- **Supplied material**
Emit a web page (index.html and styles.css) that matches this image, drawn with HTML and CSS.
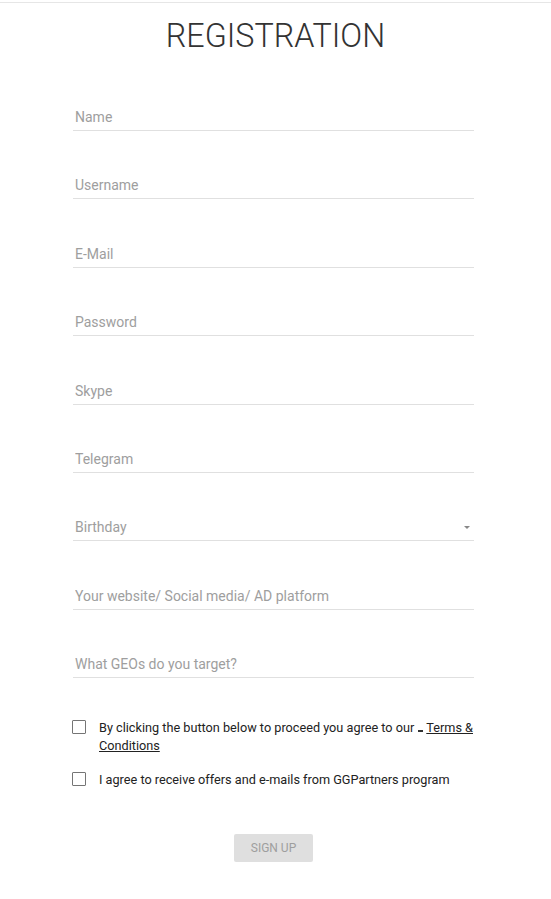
FILE: index.html
```html
<!DOCTYPE html>
<html>
<head>
<meta charset="utf-8">
<link rel="stylesheet" href="styles.css">
</head>
<body>
<div class="page">
  <div class="topline"></div>
  <h1 class="title">REGISTRATION</h1>
  <form class="form">
    <div class="field"><input class="input" placeholder="Name"></div>
    <div class="field"><input class="input" placeholder="Username"></div>
    <div class="field"><input class="input" placeholder="E-Mail"></div>
    <div class="field"><input class="input" placeholder="Password"></div>
    <div class="field"><input class="input" placeholder="Skype"></div>
    <div class="field"><input class="input" placeholder="Telegram"></div>
    <div class="field select"><input class="input" placeholder="Birthday"><span class="caret"></span></div>
    <div class="field"><input class="input" placeholder="Your website/ Social media/ AD platform"></div>
    <div class="field"><input class="input" placeholder="What GEOs do you target?"></div>

    <label class="check first">
      <span class="box"></span>
      <span class="check-text">By clicking the button below to proceed you agree to our <span class="gap"></span> <a class="link" href="#">Terms &amp; Conditions</a></span>
    </label>
    <label class="check">
      <span class="box"></span>
      <span class="check-text">I agree to receive offers and e-mails from GGPartners program</span>
    </label>

    <div class="actions"><button type="button" class="btn">Sign up</button></div>
  </form>
</div>
</body>
</html>
```

FILE: styles.css
```css
html, body {
  margin: 0;
  padding: 0;
  background: #fff;
}
body {
  font-family: Roboto, "Liberation Sans", Arial, sans-serif;
}
.page {
  padding-top: 2px;
}
.topline {
  height: 1px;
  background: #e6e6e6;
}
.title {
  margin: 13px 0 0;
  text-align: center;
  font-weight: 300;
  font-size: 32.3px;
  line-height: 40px;
  color: #333;
}
.form {
  width: 401px;
  margin-left: 73px;
  padding-top: 6.6px;
}
.field {
  position: relative;
  margin-top: 41.4px;
}
.input {
  display: block;
  box-sizing: border-box;
  width: 100%;
  height: 27px;
  margin: 0;
  padding: 0 0 0 2px;
  border: none;
  border-bottom: 1px solid #e0e0e0;
  outline: none;
  background: transparent;
  font-family: Roboto, "Liberation Sans", Arial, sans-serif;
  font-size: 14px;
  color: #333;
}
.input::placeholder {
  color: #9e9e9e;
  opacity: 1;
}
.caret {
  position: absolute;
  right: 4px;
  top: 12px;
  width: 0;
  height: 0;
  border-left: 3px solid transparent;
  border-right: 3px solid transparent;
  border-top: 3px solid #888;
}
.check {
  display: flex;
  align-items: flex-start;
  gap: 13px;
  font-size: 12.7px;
  line-height: 18px;
  color: #222;
  cursor: pointer;
}
.check.first {
  margin-top: 41px;
}
.check + .check {
  margin-top: 16px;
}
.box {
  flex: none;
  width: 14px;
  height: 14px;
  box-sizing: border-box;
  border: 1px solid #757575;
  border-radius: 1px;
  margin-top: 1px;
  margin-left: -1px;
}
.check-text {
  flex: 1;
}
.gap {
  display: inline-block;
  width: 5px;
  height: 2px;
  background: #333;
  vertical-align: baseline;
  margin-left: 1px;
}
.link {
  color: #222;
  text-decoration: underline;
}
.actions {
  display: flex;
  justify-content: center;
  margin-top: 45px;
}
.btn {
  width: 79px;
  height: 28px;
  border: none;
  border-radius: 2px;
  background: #dfdfdf;
  color: #9e9e9e;
  font-family: Roboto, "Liberation Sans", Arial, sans-serif;
  font-size: 12px;
  text-transform: uppercase;
  padding: 0;
}
```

- **What is expected**
Restate the whole of the material word for word without the pictures.

- **Response to the task**
Emit a web page (index.html and styles.css) that matches this image, drawn with HTML and CSS.
FILE: index.html
```html
<!DOCTYPE html>
<html>
<head>
<meta charset="utf-8">
<link rel="stylesheet" href="styles.css">
</head>
<body>
<div class="page">
  <div class="topline"></div>
  <h1 class="title">REGISTRATION</h1>
  <form class="form">
    <div class="field"><input class="input" placeholder="Name"></div>
    <div class="field"><input class="input" placeholder="Username"></div>
    <div class="field"><input class="input" placeholder="E-Mail"></div>
    <div class="field"><input class="input" placeholder="Password"></div>
    <div class="field"><input class="input" placeholder="Skype"></div>
    <div class="field"><input class="input" placeholder="Telegram"></div>
    <div class="field select"><input class="input" placeholder="Birthday"><span class="caret"></span></div>
    <div class="field"><input class="input" placeholder="Your website/ Social media/ AD platform"></div>
    <div class="field"><input class="input" placeholder="What GEOs do you target?"></div>

    <label class="check first">
      <span class="box"></span>
      <span class="check-text">By clicking the button below to proceed you agree to our <span class="gap"></span> <a class="link" href="#">Terms &amp; Conditions</a></span>
    </label>
    <label class="check">
      <span class="box"></span>
      <span class="check-text">I agree to receive offers and e-mails from GGPartners program</span>
    </label>

    <div class="actions"><button type="button" class="btn">Sign up</button></div>
  </form>
</div>
</body>
</html>
```

FILE: styles.css
```css
html, body {
  margin: 0;
  padding: 0;
  background: #fff;
}
body {
  font-family: Roboto, "Liberation Sans", Arial, sans-serif;
}
.page {
  padding-top: 2px;
}
.topline {
  height: 1px;
  background: #e6e6e6;
}
.title {
  margin: 13px 0 0;
  text-align: center;
  font-weight: 300;
  font-size: 32.3px;
  line-height: 40px;
  color: #333;
}
.form {
  width: 401px;
  margin-left: 73px;
  padding-top: 6.6px;
}
.field {
  position: relative;
  margin-top: 41.4px;
}
.input {
  display: block;
  box-sizing: border-box;
  width: 100%;
  height: 27px;
  margin: 0;
  padding: 0 0 0 2px;
  border: none;
  border-bottom: 1px solid #e0e0e0;
  outline: none;
  background: transparent;
  font-family: Roboto, "Liberation Sans", Arial, sans-serif;
  font-size: 14px;
  color: #333;
}
.input::placeholder {
  color: #9e9e9e;
  opacity: 1;
}
.caret {
  position: absolute;
  right: 4px;
  top: 12px;
  width: 0;
  height: 0;
  border-left: 3px solid transparent;
  border-right: 3px solid transparent;
  border-top: 3px solid #888;
}
.check {
  display: flex;
  align-items: flex-start;
  gap: 13px;
  font-size: 12.7px;
  line-height: 18px;
  color: #222;
  cursor: pointer;
}
.check.first {
  margin-top: 41px;
}
.check + .check {
  margin-top: 16px;
}
.box {
  flex: none;
  width: 14px;
  height: 14px;
  box-sizing: border-box;
  border: 1px solid #757575;
  border-radius: 1px;
  margin-top: 1px;
  margin-left: -1px;
}
.check-text {
  flex: 1;
}
.gap {
  display: inline-block;
  width: 5px;
  height: 2px;
  background: #333;
  vertical-align: baseline;
  margin-left: 1px;
}
.link {
  color: #222;
  text-decoration: underline;
}
.actions {
  display: flex;
  justify-content: center;
  margin-top: 45px;
}
.btn {
  width: 79px;
  height: 28px;
  border: none;
  border-radius: 2px;
  background: #dfdfdf;
  color: #9e9e9e;
  font-family: Roboto, "Liberation Sans", Arial, sans-serif;
  font-size: 12px;
  text-transform: uppercase;
  padding: 0;
}
```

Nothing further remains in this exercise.